COLLECTIVE UTOPIA: TOWARDS POST-STRUCTURALIST FEMINIST GENEALOGIES STUDY OF “SULTANA’S DREAM” BY BEGUM ROKEYA
Abstract
It has been long believed by feminists that men in this world consider women as mere extensions to themselves. They consider them to be some kind of ladder on which they can stand and reach the higher levels of their career. They only considered them to be mere bodies that have only one aim in their lives that is to satisfy men’s desires and needs. They have never considered them to be the persons who can stand equally next to them or who can be respected in their own right. For long time women have been suppressed and kept away from social, economic and political centers of power. And when they started asserting their rights as human beings, they have been called radicals or raging feminists. In this research the researcher is going to analyze a short fiction story “Sultana’s Dream by Begum Rokeya through the lens of post-Structuralist feminist theories, in which critics tends to raise a question that whether the gender is innate or God given or it has been socially constructed and therefore is mutable which can be put into play and can be deconstructed. Rokeya Sakhawat Hossain is an Asian writer who belonged to India and who aimed to embrace feminism in her writings and is well known for her feminist utopian fiction writings. She has fictitiously portrayed the need of women’s rights to be fulfilled by using a very distinctive technique like utopia in her writing.
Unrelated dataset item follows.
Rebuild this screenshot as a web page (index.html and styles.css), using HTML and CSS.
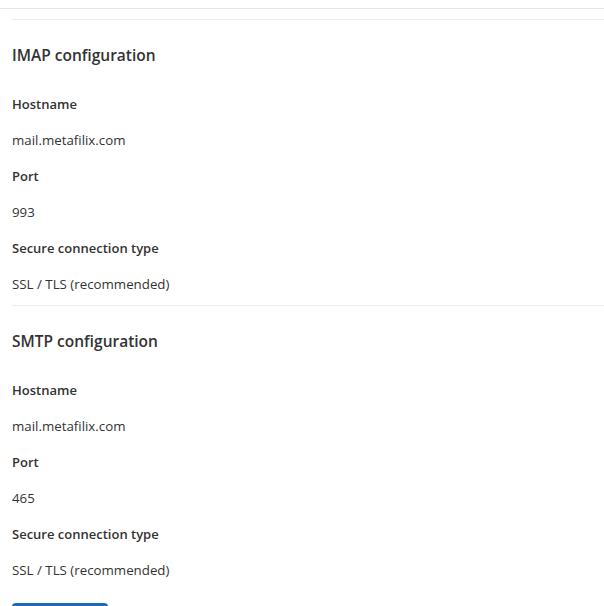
FILE: index.html
```html
<!DOCTYPE html>
<html>
<head>
<meta charset="utf-8">
<link rel="stylesheet" href="styles.css">
</head>
<body>
<div class="topbar"></div>
<div class="panel">
  <section class="config">
    <h2 class="config-title">IMAP configuration</h2>
    <div class="field-label">Hostname</div>
    <div class="field-value">mail.metafilix.com</div>
    <div class="field-label">Port</div>
    <div class="field-value">993</div>
    <div class="field-label">Secure connection type</div>
    <div class="field-value">SSL / TLS (recommended)</div>
  </section>
  <section class="config">
    <h2 class="config-title">SMTP configuration</h2>
    <div class="field-label">Hostname</div>
    <div class="field-value">mail.metafilix.com</div>
    <div class="field-label">Port</div>
    <div class="field-value">465</div>
    <div class="field-label">Secure connection type</div>
    <div class="field-value">SSL / TLS (recommended)</div>
  </section>
  <button class="primary-btn">Continue</button>
</div>
</body>
</html>
```

FILE: styles.css
```css
html, body {
  margin: 0;
  padding: 0;
  background: #ffffff;
  font-family: "Open Sans", "Noto Sans", sans-serif;
  color: #333333;
}
body {
  overflow: hidden;
}
.topbar {
  height: 8px;
  border-bottom: 1px solid #e6e6e6;
}
.panel {
  margin-top: 10px;
  padding-left: 12px;
}
.config {
  border-top: 1px solid #eeeeee;
  padding-top: 23px;
  padding-bottom: 3px;
}
.config-title {
  margin: 0 0 19px 0;
  font-size: 15.5px;
  line-height: 24px;
  font-weight: 600;
  color: #333333;
}
.field-label {
  font-size: 13px;
  line-height: 36px;
  font-weight: 600;
  color: #333333;
}
.field-value {
  font-size: 13.3px;
  line-height: 36px;
  color: #333333;
}
.primary-btn {
  display: block;
  margin-top: 12px;
  width: 96px;
  height: 40px;
  border: none;
  border-radius: 4px;
  background: #1a6bb5;
  color: #ffffff;
  font-family: inherit;
  font-size: 13px;
}
```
In this research the researcher is going to analyze the aforementioned writing under the lens of Helen Cixuous’s Idea of L’ectriture Feminine which means a female writing. It will be discussed in detail that when a female writes about herself, she reverses the system of binary oppositions like men/women, in which the term on the right side is always suppressed and the term on the left side is always privileged.